For each line that holds "page", copy the line out.

§ DATASET EXTRACT
++++++++++

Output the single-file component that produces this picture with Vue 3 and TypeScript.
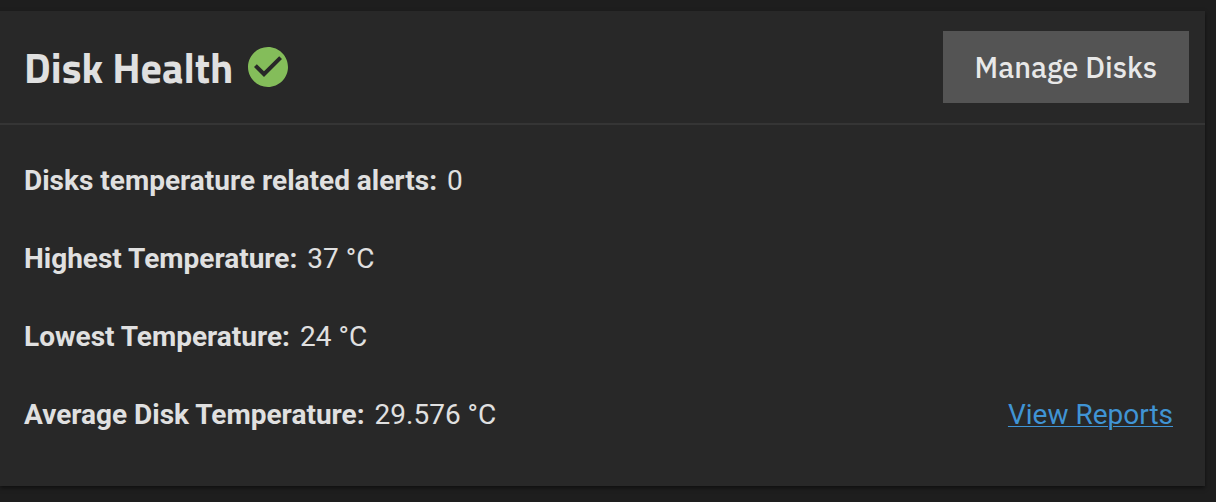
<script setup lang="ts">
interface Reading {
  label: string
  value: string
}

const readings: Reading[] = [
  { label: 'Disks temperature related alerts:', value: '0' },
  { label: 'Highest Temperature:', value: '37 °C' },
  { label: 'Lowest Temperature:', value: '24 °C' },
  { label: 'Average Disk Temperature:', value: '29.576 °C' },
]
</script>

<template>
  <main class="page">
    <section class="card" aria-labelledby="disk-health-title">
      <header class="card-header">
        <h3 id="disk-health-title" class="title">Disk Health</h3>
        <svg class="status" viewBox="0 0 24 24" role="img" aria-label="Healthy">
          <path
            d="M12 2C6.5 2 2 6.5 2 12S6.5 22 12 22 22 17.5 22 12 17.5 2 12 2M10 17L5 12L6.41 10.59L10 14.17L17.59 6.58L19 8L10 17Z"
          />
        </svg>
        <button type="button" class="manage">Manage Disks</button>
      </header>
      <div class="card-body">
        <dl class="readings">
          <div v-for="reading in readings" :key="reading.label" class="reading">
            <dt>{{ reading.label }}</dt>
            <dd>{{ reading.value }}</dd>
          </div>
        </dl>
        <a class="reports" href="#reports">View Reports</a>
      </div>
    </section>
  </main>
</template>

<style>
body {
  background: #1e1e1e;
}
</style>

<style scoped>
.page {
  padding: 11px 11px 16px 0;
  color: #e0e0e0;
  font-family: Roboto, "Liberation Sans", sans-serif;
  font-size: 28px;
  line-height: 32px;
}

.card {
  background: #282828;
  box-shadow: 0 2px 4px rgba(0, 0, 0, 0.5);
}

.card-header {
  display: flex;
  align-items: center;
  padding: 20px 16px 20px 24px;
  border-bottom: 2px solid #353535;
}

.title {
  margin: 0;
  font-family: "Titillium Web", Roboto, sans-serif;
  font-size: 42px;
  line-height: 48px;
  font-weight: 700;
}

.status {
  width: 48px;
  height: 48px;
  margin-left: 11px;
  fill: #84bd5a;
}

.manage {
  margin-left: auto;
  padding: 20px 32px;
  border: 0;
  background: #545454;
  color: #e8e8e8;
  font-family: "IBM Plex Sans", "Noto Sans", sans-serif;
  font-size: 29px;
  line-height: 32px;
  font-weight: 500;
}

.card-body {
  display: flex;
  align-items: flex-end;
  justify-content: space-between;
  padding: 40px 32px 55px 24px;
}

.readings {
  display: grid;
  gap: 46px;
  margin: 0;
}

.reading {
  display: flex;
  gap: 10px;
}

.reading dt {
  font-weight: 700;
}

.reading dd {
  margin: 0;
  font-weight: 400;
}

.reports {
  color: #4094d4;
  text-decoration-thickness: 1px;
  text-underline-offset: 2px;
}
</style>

++++++++++

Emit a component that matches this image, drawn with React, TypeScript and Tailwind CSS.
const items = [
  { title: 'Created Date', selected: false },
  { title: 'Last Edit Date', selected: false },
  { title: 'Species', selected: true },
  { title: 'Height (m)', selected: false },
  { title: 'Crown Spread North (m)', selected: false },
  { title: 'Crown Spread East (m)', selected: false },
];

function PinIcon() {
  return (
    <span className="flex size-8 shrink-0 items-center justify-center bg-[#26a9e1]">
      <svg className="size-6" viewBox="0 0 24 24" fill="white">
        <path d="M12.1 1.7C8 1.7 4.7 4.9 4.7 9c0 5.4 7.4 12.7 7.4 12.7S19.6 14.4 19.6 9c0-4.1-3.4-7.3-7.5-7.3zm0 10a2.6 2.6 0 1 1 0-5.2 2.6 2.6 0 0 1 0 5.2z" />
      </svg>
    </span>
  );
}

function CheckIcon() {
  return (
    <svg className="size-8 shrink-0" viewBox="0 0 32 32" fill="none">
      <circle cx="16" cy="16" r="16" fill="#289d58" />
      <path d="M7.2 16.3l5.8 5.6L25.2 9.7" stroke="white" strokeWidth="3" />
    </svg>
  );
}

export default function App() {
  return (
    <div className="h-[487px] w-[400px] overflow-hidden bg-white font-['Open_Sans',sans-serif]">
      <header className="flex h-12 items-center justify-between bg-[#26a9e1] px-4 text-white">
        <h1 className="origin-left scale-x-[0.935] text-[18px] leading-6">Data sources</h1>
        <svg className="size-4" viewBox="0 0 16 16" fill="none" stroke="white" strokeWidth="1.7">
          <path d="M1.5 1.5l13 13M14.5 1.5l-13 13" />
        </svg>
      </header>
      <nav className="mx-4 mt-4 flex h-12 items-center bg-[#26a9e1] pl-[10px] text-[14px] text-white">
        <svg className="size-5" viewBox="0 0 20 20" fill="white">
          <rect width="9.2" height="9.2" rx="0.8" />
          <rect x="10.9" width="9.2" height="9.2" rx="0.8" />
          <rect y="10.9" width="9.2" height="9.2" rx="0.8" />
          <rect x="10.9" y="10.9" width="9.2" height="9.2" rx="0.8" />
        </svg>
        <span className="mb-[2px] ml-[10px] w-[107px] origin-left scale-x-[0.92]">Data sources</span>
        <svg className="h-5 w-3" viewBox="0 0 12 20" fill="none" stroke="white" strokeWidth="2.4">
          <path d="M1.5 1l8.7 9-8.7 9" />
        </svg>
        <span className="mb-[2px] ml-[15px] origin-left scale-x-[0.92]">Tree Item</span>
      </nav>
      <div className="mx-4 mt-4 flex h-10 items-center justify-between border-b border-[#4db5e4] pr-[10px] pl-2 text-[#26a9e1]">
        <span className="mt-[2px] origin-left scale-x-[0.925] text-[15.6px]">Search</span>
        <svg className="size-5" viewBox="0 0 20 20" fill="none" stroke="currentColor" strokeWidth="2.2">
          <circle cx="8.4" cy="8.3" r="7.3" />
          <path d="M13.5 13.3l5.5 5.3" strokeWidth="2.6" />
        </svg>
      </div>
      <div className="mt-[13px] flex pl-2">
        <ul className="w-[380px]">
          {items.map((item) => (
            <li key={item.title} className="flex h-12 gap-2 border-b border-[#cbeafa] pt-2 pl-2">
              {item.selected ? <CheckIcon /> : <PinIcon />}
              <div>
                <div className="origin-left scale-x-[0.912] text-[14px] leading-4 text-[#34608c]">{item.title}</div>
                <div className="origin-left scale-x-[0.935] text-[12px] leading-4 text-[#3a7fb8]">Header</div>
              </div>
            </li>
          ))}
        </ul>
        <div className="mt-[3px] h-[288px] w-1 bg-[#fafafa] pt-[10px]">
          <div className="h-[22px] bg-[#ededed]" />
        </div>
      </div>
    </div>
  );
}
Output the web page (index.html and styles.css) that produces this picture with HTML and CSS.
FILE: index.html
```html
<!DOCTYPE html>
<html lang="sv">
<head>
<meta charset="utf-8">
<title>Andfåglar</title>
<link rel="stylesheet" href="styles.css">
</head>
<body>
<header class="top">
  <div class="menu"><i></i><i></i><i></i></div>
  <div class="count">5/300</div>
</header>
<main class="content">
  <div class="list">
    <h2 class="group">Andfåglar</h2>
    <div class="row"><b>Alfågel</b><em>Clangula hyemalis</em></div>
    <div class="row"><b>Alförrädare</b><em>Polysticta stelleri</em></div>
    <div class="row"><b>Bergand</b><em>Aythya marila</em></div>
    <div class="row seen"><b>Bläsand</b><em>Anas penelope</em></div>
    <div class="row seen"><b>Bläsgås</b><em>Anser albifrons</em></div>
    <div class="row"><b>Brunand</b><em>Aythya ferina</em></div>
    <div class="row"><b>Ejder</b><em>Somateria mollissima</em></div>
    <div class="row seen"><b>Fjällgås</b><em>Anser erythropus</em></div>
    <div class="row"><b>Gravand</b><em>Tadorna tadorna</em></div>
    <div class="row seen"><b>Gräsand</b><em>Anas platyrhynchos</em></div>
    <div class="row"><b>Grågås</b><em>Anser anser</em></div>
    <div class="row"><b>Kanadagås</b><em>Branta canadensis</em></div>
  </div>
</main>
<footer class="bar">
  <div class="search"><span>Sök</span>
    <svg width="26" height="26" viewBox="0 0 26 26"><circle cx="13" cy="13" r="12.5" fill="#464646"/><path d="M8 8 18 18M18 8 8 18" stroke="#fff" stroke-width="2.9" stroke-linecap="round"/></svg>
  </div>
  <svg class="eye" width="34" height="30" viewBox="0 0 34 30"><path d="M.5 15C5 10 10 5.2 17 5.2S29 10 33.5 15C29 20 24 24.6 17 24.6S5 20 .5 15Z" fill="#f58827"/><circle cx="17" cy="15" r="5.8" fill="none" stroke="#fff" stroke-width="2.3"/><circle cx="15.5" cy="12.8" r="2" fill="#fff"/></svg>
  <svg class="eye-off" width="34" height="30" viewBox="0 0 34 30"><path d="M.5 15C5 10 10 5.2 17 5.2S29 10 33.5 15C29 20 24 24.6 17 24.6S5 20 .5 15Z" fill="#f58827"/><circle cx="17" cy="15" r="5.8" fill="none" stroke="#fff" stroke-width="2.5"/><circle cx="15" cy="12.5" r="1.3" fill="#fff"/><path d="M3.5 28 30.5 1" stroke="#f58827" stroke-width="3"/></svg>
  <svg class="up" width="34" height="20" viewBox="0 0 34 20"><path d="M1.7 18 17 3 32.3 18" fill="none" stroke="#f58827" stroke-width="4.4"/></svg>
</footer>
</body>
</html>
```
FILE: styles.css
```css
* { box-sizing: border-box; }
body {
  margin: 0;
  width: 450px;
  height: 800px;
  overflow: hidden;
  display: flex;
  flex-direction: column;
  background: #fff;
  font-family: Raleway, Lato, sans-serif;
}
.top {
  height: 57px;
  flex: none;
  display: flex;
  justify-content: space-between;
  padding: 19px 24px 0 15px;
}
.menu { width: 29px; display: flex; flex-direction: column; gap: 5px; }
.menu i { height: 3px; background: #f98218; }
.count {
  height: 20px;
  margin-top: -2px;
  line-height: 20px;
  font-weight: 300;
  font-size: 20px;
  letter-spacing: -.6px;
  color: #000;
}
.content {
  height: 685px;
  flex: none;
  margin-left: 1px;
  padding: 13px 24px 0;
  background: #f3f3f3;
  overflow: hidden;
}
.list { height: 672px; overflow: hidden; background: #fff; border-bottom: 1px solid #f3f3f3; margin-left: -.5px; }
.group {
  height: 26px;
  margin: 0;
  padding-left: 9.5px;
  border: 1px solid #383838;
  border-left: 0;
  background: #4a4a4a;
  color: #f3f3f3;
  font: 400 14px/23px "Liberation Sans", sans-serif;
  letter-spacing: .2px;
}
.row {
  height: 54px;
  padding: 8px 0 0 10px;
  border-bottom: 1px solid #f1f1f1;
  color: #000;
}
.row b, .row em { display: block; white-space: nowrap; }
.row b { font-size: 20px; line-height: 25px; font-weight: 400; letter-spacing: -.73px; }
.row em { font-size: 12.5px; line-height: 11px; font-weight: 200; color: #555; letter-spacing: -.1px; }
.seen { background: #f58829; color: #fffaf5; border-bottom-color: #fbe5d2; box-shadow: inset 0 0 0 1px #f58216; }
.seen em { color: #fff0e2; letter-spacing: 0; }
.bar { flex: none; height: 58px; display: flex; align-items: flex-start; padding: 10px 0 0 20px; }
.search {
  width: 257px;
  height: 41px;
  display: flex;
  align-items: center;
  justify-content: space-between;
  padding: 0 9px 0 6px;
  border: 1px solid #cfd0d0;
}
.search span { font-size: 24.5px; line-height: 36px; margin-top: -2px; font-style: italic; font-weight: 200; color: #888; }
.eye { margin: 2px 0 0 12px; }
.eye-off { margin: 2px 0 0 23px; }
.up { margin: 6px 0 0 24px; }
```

++++++++++

§ CORRECT RESULT
  <main class="page">
.page {
Output the web page (index.html and styles.css) that produces this picture with HTML and CSS.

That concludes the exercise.